Well worth reading--from a lone non-relative in the west
I am an avid reader of poetry, and Matthea Harvey's book is one of the best I've encountered in the past five years or so (at least). Her innovative work with form and syntax allows for both remarkable fluidity and sharp complexity. I have been getting to know her poems--at times reading them straight through for the sheer pleasure of the rhythmic and dramatic build, and at times focusing in on the rich,interconnecting layers. Her poems manage to do many things at once--and successfully. They are both fierce and delicate, playful and serious, emotional and intellectual, light-hearted and searingly intense--and I imagine this may cause jealous sparks from those who are incapable of navigating the territory of sharp and playful contradiction. But it seems to me that the two dissenting reviewers of this collection have more of a personal stake in the matter than the positive reviewers whose opinions they attack. I have never had the pleasure of meeting Miss Harvey, and I am not in the habit of writing internet reviews. But the dissenting voices smacked far too much of professional envy, rather than rigorous thought, and I loved this collection far too much to let their words stand uncontested.

Discipline and Range
It is true that many books have what, in Iowa and elsewhere, are called "themes." But (in deference to Ms. Jones) perhaps things are different in Houston.

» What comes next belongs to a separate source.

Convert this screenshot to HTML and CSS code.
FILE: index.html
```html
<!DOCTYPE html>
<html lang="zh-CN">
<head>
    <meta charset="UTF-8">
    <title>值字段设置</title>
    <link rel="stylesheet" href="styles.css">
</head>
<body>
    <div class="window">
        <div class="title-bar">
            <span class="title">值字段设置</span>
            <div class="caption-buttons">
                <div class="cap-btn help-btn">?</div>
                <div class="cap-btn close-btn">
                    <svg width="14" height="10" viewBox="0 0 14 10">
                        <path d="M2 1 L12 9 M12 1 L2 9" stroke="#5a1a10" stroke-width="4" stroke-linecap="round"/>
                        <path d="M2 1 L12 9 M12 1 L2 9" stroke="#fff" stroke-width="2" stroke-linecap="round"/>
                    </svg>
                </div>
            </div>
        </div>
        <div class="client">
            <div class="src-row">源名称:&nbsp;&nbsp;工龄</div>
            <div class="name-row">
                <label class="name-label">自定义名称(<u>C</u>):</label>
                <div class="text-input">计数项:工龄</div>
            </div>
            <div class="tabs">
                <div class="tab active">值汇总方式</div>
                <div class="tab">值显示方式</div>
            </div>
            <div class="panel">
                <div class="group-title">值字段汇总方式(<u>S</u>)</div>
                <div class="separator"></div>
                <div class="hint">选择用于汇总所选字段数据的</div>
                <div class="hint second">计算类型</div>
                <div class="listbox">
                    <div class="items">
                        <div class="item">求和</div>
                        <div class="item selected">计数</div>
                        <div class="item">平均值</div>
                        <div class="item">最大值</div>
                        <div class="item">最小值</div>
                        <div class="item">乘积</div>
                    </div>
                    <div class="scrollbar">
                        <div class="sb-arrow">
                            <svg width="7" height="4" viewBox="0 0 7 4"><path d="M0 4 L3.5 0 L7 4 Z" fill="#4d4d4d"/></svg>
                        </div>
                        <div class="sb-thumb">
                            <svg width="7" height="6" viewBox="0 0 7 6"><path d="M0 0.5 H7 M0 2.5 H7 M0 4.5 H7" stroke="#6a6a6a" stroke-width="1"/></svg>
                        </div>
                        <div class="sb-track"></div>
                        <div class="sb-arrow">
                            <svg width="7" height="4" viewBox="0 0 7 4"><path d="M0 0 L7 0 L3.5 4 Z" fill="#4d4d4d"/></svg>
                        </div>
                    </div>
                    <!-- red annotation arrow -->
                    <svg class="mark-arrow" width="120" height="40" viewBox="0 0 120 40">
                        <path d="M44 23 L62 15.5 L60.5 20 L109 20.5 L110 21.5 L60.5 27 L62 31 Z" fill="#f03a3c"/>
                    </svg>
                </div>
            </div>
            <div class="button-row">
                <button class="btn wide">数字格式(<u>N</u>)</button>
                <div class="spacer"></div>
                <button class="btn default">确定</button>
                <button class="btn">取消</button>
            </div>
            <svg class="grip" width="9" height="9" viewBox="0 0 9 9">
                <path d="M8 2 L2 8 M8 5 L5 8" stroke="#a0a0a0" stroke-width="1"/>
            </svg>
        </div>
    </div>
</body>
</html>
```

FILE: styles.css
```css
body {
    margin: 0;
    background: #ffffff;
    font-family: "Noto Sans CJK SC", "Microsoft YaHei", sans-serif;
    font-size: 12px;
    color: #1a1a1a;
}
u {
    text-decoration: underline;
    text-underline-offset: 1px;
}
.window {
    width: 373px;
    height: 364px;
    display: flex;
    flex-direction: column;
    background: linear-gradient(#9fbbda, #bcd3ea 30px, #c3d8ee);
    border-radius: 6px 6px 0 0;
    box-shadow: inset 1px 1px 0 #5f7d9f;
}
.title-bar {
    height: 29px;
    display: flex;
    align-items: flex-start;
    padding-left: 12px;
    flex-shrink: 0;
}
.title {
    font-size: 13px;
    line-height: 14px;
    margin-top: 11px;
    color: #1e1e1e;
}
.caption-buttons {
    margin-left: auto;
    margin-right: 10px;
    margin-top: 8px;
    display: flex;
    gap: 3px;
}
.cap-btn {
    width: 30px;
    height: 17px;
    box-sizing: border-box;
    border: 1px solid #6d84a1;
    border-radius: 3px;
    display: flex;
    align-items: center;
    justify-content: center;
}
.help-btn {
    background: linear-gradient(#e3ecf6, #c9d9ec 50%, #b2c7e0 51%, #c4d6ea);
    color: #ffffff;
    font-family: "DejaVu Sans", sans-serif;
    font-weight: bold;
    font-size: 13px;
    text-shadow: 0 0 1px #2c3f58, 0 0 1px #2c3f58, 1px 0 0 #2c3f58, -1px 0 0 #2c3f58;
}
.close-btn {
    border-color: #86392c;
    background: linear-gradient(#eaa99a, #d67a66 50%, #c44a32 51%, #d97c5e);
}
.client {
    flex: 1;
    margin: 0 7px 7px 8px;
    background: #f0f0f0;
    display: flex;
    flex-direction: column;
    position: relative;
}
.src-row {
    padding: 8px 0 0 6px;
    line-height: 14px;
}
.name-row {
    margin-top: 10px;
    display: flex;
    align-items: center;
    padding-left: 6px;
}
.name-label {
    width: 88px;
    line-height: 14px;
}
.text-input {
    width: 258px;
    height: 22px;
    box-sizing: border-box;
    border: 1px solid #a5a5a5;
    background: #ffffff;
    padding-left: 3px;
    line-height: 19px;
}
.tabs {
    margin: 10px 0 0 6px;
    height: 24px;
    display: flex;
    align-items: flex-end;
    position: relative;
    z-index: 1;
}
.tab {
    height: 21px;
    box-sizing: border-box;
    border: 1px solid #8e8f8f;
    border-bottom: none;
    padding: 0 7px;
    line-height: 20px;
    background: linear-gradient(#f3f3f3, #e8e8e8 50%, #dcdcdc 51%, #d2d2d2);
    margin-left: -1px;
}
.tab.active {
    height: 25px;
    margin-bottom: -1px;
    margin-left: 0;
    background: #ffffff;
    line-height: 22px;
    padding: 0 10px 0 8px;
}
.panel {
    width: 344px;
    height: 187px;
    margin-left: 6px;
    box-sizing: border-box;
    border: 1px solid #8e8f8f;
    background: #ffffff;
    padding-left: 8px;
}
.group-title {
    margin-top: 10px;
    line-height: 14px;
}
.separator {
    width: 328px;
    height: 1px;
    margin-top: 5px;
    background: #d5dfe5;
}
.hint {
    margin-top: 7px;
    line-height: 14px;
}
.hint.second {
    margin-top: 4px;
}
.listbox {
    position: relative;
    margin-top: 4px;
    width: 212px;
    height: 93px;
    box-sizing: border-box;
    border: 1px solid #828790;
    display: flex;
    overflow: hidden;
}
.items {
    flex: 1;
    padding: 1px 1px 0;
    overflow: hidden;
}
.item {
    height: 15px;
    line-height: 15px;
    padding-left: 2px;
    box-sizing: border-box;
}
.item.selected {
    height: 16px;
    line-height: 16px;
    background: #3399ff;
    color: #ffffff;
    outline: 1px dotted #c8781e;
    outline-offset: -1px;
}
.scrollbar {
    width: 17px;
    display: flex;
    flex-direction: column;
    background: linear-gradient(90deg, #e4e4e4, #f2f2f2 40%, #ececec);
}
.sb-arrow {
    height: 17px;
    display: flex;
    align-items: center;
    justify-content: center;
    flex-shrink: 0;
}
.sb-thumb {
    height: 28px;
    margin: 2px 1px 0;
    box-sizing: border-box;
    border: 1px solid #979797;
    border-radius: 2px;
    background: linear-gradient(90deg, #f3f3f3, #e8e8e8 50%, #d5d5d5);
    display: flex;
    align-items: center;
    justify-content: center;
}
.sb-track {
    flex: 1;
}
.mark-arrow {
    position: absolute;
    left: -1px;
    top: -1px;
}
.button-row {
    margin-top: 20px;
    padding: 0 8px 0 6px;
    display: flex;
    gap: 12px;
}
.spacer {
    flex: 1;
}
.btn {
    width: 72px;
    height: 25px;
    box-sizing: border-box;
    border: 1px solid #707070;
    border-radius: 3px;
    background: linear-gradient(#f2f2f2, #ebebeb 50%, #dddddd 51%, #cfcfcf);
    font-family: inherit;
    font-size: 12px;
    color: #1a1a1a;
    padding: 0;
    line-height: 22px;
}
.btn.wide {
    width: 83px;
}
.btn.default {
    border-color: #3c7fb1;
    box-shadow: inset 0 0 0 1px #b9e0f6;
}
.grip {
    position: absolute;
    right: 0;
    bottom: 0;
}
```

Nevertheless, the tonal range of Harvey's book is its chief pleasure - from the playful "The Need for Consistency" to the raging heaven and hell of "Frederick Courteney Selous's Letters to His Love" to the visionary solemnity of "Translation." Anyone reading without the blindfold of personal resentment will be able to appreciate Harvey's always precise and often beautiful lines. An impressive debut. I recommend this book highly.